We aren't doing anything wrong. The site is better off for the departure of people who have demonstrated a consistent refusal to use the site as intended. Because it is not about them.
> is it necessary to start off by immediately deducting from the poster's reputation?
It is necessary to mark the question as low quality, so that questions can be sorted by quality and people can prioritize their time, yes.
It is not about you.
> Stop dehumanizing your knowledge base.
A knowledge base inherently lacks humanity. When you look something up in the documentation, do you want the documentation to be written as if it were speaking to you directly? I think that's creepy. The documentation was written possibly years before I read it. It knows nothing about me. It didn't even know that I would use the software in the future.
> Do you want humans communicating on your platform?
No, in fact. It is not social media, either.

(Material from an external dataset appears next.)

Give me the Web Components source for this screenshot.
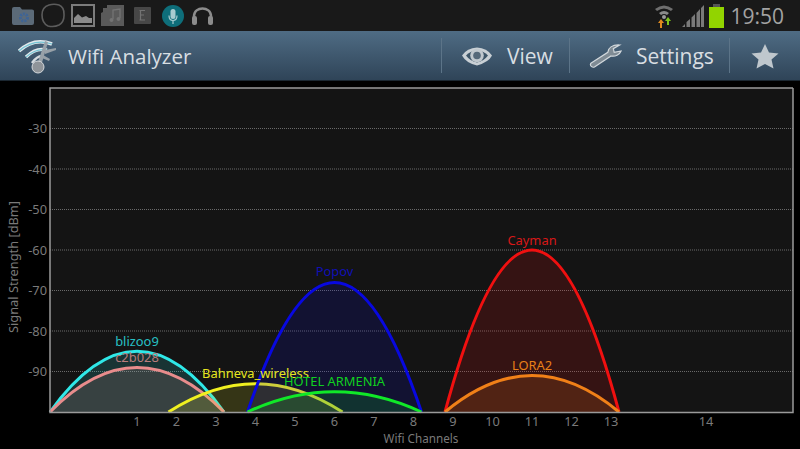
<!DOCTYPE html>
<html>
<head>
<meta charset="utf-8">
<style>
  html, body { margin: 0; background: #000; }
  body { width: 800px; height: 449px; overflow: hidden; display: flex; flex-direction: column; }
</style>
</head>
<body>
<status-bar></status-bar>
<action-bar>
  <action-item slot="view">
    <svg slot="icon" width="32" height="22" viewBox="0 0 32 22">
      <path d="M1 10.500Q6 3 16 2.500Q26 3 31 10.500Q28 17 16 20.500Q5 18 1 10.500Z" fill="#c9d0d5"/>
      <path d="M5 10.500Q9 6 16 5.500Q23 6 27 10.500Q23 16 16 17.500Q9 16 5 10.500Z" fill="#3d5568"/>
      <circle cx="16" cy="10.500" r="6.800" fill="#c0c8ce"/>
      <circle cx="16" cy="10.500" r="3.800" fill="#55697a"/>
    </svg>
    View
  </action-item>
  <action-item slot="settings">
    <svg slot="icon" width="33" height="26" viewBox="0 0 36 27"><path d="M2 21.500 20.500 9.500C21 5 25 1 33.500 1.500L26.500 5.500 27.500 9.500 35 8C33.500 12 28.500 14.500 24 13.500L6 25.500C3.500 26.500 .5 24 2 21.500Z" fill="#7f8b94" stroke="#d2d8dc" stroke-width="1.300"/></svg>
    Settings
  </action-item>
  <svg slot="star" width="28" height="26" viewBox="0 0 28 26"><path d="M14 1 18 9.500 27.500 10.500 20.500 16.500 22.500 25.500 14 21 5.500 25.500 7.500 16.500 .5 10.500 10 9.500Z" fill="#bfc7cd"/></svg>
</action-bar>
<wifi-chart></wifi-chart>
<script>
class StatusBar extends HTMLElement {
  constructor() {
    super();
    this.attachShadow({ mode: 'open' });
    this.shadowRoot.innerHTML = `
      <style>
        :host { display: flex; flex: none; height: 31px; background: #191919; align-items: center; padding: 0 16px 0 12px; box-sizing: border-box; }
        .left, .right { display: flex; align-items: center; }
        .left { flex: 1; }
        svg { display: block; flex: none; }
        .time { font: 21px "Open Sans", sans-serif; color: #a3a3a3; margin-left: 6px; }
      </style>
      <div class="left">
        <svg width="22" height="20" viewBox="0 0 22 20"><path d="M0 3Q0 1 2 1H8L10 3.500H20Q22 3.500 22 5V17Q22 19 20 19H2Q0 19 0 17Z" fill="#5b6a78"/><circle cx="12" cy="11.500" r="3.500" fill="none" stroke="#3e6496" stroke-width="3" stroke-dasharray="2 1"/></svg>
        <svg width="24" height="25" viewBox="0 0 24 25" style="margin-left:7px"><path d="M8 2Q13 .5 18 2Q23 4 23 11Q23.500 19 18 22Q13 24.500 7 23Q1 20 1 12Q1 4 8 2Z" fill="none" stroke="#5c5c5c" stroke-width="1.600"/></svg>
        <svg width="24" height="23" viewBox="0 0 24 23" style="margin-left:6px"><rect x="1" y="1" width="22" height="21" fill="none" stroke="#7c7c7c" stroke-width="2"/><path d="M3 19V14L7 10 11 13.500 15 12 18 14 21 14V19Z" fill="#8b8b8b"/></svg>
        <svg width="25" height="23" viewBox="0 0 25 23" style="margin-left:5px"><path d="M7 1H24V22H1V9L3 8V4H7Z" fill="#5a5a5a"/><path d="M13 15V6L20 5V14" fill="none" stroke="#737373" stroke-width="1.300"/><circle cx="11.500" cy="16" r="2" fill="#737373"/><circle cx="18.500" cy="15" r="2" fill="#737373"/></svg>
        <svg width="17" height="17" viewBox="0 0 17 17" style="margin-left:9px"><rect width="17" height="17" rx="1" fill="#474747"/><path d="M5.500 3.500H11M6.500 3.500V13M5.500 13H11M6.500 8H10" stroke="#737373" stroke-width="1.200" fill="none"/></svg>
        <svg width="22" height="22" viewBox="0 0 22 22" style="margin-left:11px"><circle cx="11" cy="11" r="11" fill="#0e6e7a"/><rect x="8.500" y="4" width="5" height="10" rx="2.500" fill="#a8ccd0"/><path d="M7 10.500Q7 15.500 11 15.500Q15 15.500 15 10.500M11 15.500V19" fill="none" stroke="#a8ccd0" stroke-width="1.200"/></svg>
        <svg width="23" height="21" viewBox="0 0 23 21" style="margin-left:7px"><path d="M3 14V11C3 1 20 1 20 11V14" fill="none" stroke="#8c8c8c" stroke-width="2.500"/><rect x="1" y="11" width="5" height="9" rx="2" fill="#8c8c8c"/><rect x="17" y="11" width="5" height="9" rx="2" fill="#8c8c8c"/></svg>
      </div>
      <div class="right">
        <svg width="20" height="24" viewBox="0 0 20 24"><path d="M1 5Q10 -2 19 5L17 7Q10 2 3 7Z" fill="#6f6f6f"/><path d="M5 9Q10 5 15 9L13 11Q10 9 7 11Z" fill="#8a8a8a"/><circle cx="10" cy="13" r="2" fill="#9a9a9a"/><path d="M6 24V19H4L7 15 10 19H8V24Z" fill="#e08a1e"/><path d="M13 21V17H11L14 13 17 17H15V21Z" fill="#7fc31c"/></svg>
        <svg width="22" height="22" viewBox="0 0 22 22" style="margin-left:8px"><path d="M0 22 3 19V22ZM4.500 22V17L8 14V22ZM9.500 22V12.500L13 9V22ZM14.500 22V8L18 4V22ZM19 22V3L22 0V22Z" fill="#7a7a7a"/></svg>
        <svg width="15" height="24" viewBox="0 0 15 24" style="margin-left:5px"><rect x="4" y="0" width="7" height="3" fill="#555"/><rect y="3" width="15" height="21" fill="#92d400"/></svg>
        <span class="time">19:50</span>
      </div>
    `;
  }
}

class ActionItem extends HTMLElement {
  constructor() {
    super();
    this.attachShadow({ mode: 'open' });
    this.shadowRoot.innerHTML = `
      <style>
        :host { display: flex; align-items: center; gap: 14px; color: #d8dee2; font: 21px "Open Sans", sans-serif; }
        ::slotted(svg) { display: block; }
      </style>
      <slot name="icon"></slot><slot></slot>
    `;
  }
}

class ActionBar extends HTMLElement {
  constructor() {
    super();
    this.attachShadow({ mode: 'open' });
    this.shadowRoot.innerHTML = `
      <style>
        :host { display: flex; flex: none; height: 50px; box-sizing: border-box; align-items: center; background: linear-gradient(#4f6c84, #2f4458); border-bottom: 1px solid #1b2731; color: #d8dee2; }
        .logo { display: block; margin-left: 17px; flex: none; }
        .title { font: 20.500px "Open Sans", sans-serif; margin-left: 10px; flex: 1; }
        .sep { width: 1px; height: 35px; background: #5c7488; flex: none; }
        .cell { display: flex; align-items: center; box-sizing: border-box; padding-left: 19px; }
        .view { width: 127px; }
        .settings { width: 159px; }
        .star { width: 70px; justify-content: center; padding-left: 0; }
      </style>
      <svg class="logo" width="41" height="36" viewBox="0 0 41 36">
        <path d="M2 13Q17 -1 35 6" fill="none" stroke="#e3e9ec" stroke-width="3.500"/>
        <path d="M2 13Q17 0 35 6" fill="none" stroke="#74c4d4" stroke-width="1.300"/>
        <path d="M9 19Q19 9 30 12" fill="none" stroke="#e3e9ec" stroke-width="3.200"/>
        <path d="M9 19Q19 10 30 12" fill="none" stroke="#74c4d4" stroke-width="1.100"/>
        <path d="M15 25Q20 18 25 18" fill="none" stroke="#d5dbdf" stroke-width="2.500"/>
        <path d="M20 27 28 3 31 4 24 28Z" fill="#98a1a8"/>
        <path d="M28 12 39 10 39 12 28 16ZM26 17 33 21 32 23 25 20Z" fill="#98a1a8"/>
        <circle cx="21" cy="29" r="6" fill="#8f9499" stroke="#d5d9dc"/>
      </svg>
      <span class="title">Wifi Analyzer</span>
      <div class="sep"></div>
      <div class="cell view"><slot name="view"></slot></div>
      <div class="sep"></div>
      <div class="cell settings"><slot name="settings"></slot></div>
      <div class="sep"></div>
      <div class="cell star"><slot name="star"></slot></div>
    `;
  }
}

const CH0 = 137, CH_W = 39.5, HALF = 87;
const Y0 = 88, DB = 4.05;
const chX = c => c == 14 ? 706 : CH0 + (c - 1) * CH_W;
const dbY = d => Y0 + (-20 - d) * DB;

const NETWORKS = [
  { name: 'blizoo9', ch: 1, db: -85, color: '#2fe8e8', text: '#27c0c4', ly: 345.500 },
  { name: 'c2b028', ch: 1, db: -89, color: '#e88c8c', text: '#b87c7c', ly: 361.500 },
  { name: 'Bahneva_wireless', ch: 4, db: -93, color: '#f0f020', text: '#e6e620', ly: 378 },
  { name: 'Popov', ch: 6, db: -68, color: '#0808e0', text: '#1010b4', ly: 276 },
  { name: 'HOTEL ARMENIA', ch: 6, db: -95, color: '#10e828', text: '#10d020', ly: 386 },
  { name: 'Cayman', ch: 11, db: -60, color: '#f01010', text: '#d81818', ly: 244.500 },
  { name: 'LORA2', ch: 11, db: -91, color: '#f08018', text: '#e88018', ly: 370 }
];

class WifiChart extends HTMLElement {
  constructor() {
    super();
    this.attachShadow({ mode: 'open' });
  }

  connectedCallback() {
    let s = '';
    for (let d = -30; d >= -90; d -= 10) {
      const y = dbY(d);
      s += `<line x1="50" x2="793" y1="${y}" y2="${y}" stroke="#6a6a6a" stroke-dasharray="1 1"/>`;
      s += `<text x="47" y="${y + 4.500}" text-anchor="end" class="axis">${d}</text>`;
    }
    for (let c = 1; c <= 14; c++) {
      s += `<text x="${chX(c)}" y="426" text-anchor="middle" class="axis">${c}</text>`;
    }
    for (const n of NETWORKS) {
      const x = chX(n.ch), top = dbY(n.db), base = dbY(-100);
      const d = `M${x - HALF} ${base}Q${x} ${2 * top - base} ${x + HALF} ${base}`;
      s += `<path d="${d}Z" fill="${n.color}" fill-opacity=".15"/>`;
      s += `<path d="${d}" fill="none" stroke="${n.color}" stroke-width="3"/>`;
    }
    for (const n of NETWORKS) {
      s += `<text x="${chX(n.ch)}" y="${n.ly}" text-anchor="middle" class="net" fill="${n.text}">${n.name}</text>`;
    }
    this.shadowRoot.innerHTML = `
      <style>
        :host { display: block; flex: 1; min-height: 0; }
        svg { display: block; }
        text { font-family: "Noto Sans", sans-serif; }
        .axis { font-size: 12.800px; fill: #7a7a7a; }
        .axis.x-title { font-size: 11.700px; }
        .axis.y-title { font-size: 12.800px; }
        .net { font-size: 12.900px; }
      </style>
      <svg width="800" height="368" viewBox="0 81 800 368">
        <rect x="50" y="88" width="743" height="324.500" fill="#141414"/>
        ${s}
        <path d="M793 88H50V412.500H793V88" fill="none" stroke="#9a9a9a" stroke-width="1.500"/>
        <text x="421" y="443" text-anchor="middle" class="axis x-title">Wifi Channels</text>
        <text transform="translate(18 267) rotate(-90)" text-anchor="middle" class="axis y-title">Signal Strength [dBm]</text>
      </svg>
    `;
  }
}

customElements.define('status-bar', StatusBar);
customElements.define('action-item', ActionItem);
customElements.define('action-bar', ActionBar);
customElements.define('wifi-chart', WifiChart);
</script>
</body>
</html>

Perhaps you've noticed that the comments are not threaded, that you can't have another question post further down the page in between the answers, that all the answers are supposed address the question, and not the other answers. (And, crucially, they address the question, not the person who asked it.)
All of that is deliberate. 2008 wasn't that long ago. Many sites much older than Stack Overflow support all of those modes of interaction.
Stack Overflow does not. By design.
Not only that, but comments can be deleted at any time, because they are "no longer needed". They aren't supposed stick around unless they're explaining something that other people may need to see years later (and even then it may be better to edit into the answer).
By design.
> Don't ding people for saying please and thank you and expect them to like you for it.
You don't realistically get "dinged" for this. Whatever question of yours was downvoted to -4 (since your "reputation decreased by 8 points") certainly had other things wrong with it.
Sure, these things were edited out of your question; the post does not belong to you (in the terms of service, you license it to the community).
> Change your game, maybe I'll be back one day.
The site is what it is. Sites on the Internet are allowed to be what they want to be. You are not entitled to them changing to suit you.